- _The task_: Search the data for the word "Output" and copy every line that contains it.

- _Supplied material_:
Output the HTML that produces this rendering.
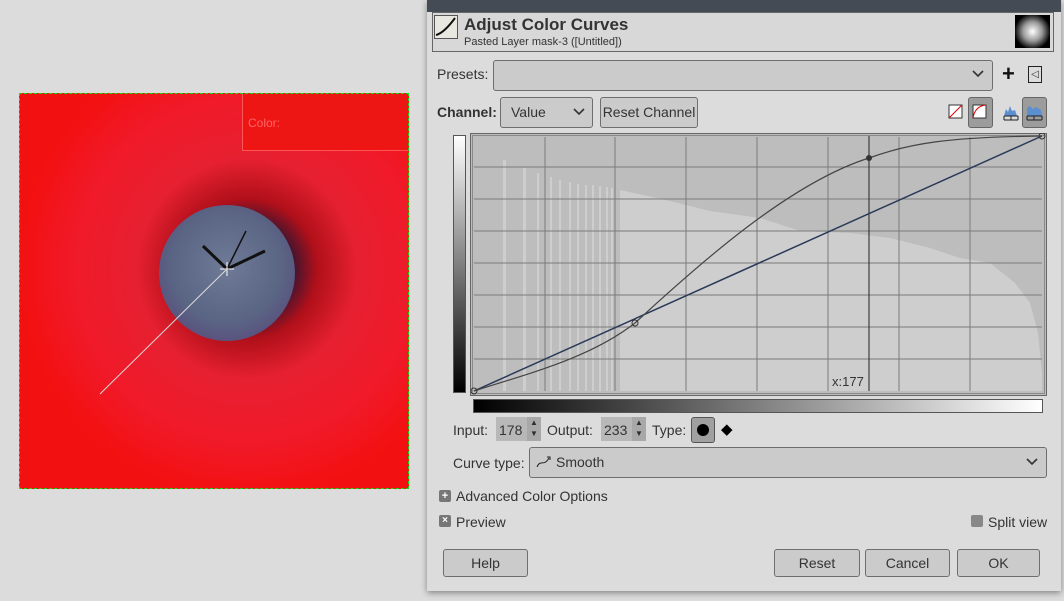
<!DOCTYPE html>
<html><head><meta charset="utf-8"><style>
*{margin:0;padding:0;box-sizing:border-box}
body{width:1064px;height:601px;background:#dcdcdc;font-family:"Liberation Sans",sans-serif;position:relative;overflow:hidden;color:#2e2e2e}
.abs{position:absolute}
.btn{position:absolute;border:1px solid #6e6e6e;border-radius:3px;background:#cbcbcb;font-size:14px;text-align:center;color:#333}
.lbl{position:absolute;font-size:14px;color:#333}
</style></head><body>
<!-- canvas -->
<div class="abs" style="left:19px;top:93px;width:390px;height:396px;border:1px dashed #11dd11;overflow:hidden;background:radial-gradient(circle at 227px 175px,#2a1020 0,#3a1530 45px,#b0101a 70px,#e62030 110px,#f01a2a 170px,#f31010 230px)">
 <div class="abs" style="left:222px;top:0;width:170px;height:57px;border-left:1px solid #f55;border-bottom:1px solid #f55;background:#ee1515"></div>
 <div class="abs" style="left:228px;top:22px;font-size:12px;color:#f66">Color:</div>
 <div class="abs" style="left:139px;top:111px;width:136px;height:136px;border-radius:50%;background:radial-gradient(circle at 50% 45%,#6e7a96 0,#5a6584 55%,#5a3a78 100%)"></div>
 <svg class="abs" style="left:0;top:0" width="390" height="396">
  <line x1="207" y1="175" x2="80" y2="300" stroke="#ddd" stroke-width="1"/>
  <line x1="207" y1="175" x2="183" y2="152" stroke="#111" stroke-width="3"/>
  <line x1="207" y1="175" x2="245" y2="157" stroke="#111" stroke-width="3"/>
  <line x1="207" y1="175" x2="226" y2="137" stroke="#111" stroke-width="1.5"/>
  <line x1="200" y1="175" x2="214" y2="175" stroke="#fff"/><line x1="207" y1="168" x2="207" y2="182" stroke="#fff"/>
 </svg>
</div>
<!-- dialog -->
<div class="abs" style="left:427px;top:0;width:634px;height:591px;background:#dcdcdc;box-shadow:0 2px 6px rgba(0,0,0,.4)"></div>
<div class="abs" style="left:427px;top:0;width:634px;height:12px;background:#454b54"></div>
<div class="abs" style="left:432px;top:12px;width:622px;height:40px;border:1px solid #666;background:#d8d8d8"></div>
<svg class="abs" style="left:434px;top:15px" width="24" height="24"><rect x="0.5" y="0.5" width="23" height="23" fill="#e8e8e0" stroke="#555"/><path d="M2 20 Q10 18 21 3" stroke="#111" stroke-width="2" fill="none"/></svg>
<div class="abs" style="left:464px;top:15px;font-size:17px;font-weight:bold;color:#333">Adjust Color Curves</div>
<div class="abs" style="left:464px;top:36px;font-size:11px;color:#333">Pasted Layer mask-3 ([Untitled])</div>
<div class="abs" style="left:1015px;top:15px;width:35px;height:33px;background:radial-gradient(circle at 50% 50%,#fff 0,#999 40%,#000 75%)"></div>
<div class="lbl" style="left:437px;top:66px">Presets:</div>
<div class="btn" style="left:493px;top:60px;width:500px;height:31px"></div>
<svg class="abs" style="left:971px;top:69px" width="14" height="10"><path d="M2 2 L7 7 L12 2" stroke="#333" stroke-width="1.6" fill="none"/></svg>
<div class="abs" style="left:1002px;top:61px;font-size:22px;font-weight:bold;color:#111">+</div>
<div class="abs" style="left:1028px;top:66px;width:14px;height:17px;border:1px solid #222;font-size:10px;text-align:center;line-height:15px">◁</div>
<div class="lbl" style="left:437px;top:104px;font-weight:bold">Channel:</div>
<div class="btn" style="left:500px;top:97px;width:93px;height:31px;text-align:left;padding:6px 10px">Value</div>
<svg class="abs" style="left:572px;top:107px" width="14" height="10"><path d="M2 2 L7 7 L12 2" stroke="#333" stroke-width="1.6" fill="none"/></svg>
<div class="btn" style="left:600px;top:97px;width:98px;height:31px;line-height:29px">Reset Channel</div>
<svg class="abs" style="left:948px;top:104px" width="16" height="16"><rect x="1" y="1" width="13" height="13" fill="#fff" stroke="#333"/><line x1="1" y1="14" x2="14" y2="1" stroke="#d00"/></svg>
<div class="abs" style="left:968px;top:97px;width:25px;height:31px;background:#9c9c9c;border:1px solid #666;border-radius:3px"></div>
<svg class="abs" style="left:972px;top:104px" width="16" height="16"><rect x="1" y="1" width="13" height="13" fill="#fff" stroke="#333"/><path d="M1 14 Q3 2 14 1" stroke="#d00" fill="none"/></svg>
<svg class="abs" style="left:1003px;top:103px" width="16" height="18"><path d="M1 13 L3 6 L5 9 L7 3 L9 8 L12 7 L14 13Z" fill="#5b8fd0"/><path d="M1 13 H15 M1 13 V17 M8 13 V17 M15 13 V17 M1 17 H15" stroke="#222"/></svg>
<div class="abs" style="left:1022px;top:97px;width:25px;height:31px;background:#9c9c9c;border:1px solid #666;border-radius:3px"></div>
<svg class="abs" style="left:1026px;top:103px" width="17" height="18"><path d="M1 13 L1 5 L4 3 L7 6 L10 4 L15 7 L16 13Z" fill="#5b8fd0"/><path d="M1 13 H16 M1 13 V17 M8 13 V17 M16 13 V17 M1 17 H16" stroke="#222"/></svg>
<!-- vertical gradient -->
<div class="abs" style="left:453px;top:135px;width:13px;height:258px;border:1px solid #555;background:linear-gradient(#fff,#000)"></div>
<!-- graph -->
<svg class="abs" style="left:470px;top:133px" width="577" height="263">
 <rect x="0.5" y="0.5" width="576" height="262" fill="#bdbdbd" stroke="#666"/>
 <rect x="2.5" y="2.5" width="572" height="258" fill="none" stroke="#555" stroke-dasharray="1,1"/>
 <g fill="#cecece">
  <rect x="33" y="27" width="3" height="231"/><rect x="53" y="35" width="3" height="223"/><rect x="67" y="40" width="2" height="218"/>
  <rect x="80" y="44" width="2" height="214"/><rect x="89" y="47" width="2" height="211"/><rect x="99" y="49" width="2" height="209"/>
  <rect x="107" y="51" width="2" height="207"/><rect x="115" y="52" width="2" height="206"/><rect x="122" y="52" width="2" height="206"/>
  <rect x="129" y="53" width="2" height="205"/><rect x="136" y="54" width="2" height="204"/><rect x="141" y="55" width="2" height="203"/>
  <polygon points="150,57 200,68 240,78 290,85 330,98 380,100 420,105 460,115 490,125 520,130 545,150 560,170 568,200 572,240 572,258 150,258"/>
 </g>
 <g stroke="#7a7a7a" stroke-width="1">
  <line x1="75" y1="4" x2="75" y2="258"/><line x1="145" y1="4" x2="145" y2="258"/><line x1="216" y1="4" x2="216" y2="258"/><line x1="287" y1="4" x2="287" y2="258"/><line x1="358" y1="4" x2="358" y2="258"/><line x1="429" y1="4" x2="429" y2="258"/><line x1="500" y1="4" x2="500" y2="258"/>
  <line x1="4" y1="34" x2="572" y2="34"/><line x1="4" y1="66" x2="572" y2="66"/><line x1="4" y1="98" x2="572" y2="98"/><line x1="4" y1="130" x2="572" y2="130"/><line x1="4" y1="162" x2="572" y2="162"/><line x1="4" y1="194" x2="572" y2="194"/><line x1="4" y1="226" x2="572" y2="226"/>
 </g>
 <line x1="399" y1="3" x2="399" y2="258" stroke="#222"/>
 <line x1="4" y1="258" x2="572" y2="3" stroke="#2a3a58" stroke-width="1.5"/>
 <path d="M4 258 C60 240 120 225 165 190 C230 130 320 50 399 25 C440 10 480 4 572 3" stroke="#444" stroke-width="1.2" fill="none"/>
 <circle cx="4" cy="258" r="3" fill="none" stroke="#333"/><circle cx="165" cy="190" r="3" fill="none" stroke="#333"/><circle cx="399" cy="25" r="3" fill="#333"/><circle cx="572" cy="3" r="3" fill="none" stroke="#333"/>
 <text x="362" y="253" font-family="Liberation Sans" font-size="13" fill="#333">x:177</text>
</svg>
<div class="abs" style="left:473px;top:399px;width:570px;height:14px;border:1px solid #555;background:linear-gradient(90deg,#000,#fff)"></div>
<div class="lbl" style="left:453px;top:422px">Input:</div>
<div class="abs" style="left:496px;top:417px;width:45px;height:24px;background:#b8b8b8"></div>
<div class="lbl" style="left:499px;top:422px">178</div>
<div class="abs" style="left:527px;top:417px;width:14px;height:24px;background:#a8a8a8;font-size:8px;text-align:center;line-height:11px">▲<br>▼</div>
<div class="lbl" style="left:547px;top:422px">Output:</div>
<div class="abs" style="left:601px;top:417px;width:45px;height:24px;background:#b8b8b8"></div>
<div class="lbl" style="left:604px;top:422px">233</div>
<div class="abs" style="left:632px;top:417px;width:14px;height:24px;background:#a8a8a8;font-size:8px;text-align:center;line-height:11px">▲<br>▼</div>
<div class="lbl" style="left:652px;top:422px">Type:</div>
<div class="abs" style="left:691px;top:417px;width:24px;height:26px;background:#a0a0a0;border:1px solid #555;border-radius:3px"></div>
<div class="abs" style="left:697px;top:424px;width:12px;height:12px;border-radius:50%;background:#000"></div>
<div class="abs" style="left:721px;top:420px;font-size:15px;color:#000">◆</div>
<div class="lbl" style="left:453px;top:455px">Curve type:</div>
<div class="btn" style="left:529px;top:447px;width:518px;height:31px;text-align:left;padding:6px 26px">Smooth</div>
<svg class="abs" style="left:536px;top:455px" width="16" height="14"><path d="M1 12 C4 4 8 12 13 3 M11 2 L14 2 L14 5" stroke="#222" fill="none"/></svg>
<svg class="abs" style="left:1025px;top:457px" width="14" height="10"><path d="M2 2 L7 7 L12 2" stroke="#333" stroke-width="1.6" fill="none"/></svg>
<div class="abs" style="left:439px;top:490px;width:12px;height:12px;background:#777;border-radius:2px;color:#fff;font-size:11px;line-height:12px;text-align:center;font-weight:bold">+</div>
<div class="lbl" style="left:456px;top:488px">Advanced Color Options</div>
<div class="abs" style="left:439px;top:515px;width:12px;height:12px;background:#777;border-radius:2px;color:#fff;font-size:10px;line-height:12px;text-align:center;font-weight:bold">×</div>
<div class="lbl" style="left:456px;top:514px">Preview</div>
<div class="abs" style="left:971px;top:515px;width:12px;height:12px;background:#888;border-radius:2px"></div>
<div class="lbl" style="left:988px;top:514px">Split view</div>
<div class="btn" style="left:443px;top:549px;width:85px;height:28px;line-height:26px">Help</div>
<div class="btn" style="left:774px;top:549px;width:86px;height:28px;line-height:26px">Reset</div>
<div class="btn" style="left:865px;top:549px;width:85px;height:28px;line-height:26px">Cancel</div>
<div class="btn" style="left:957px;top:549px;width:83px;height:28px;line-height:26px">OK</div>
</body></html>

- _Solution for this exercise_:
Output the HTML that produces this rendering.
<div class="lbl" style="left:547px;top:422px">Output:</div>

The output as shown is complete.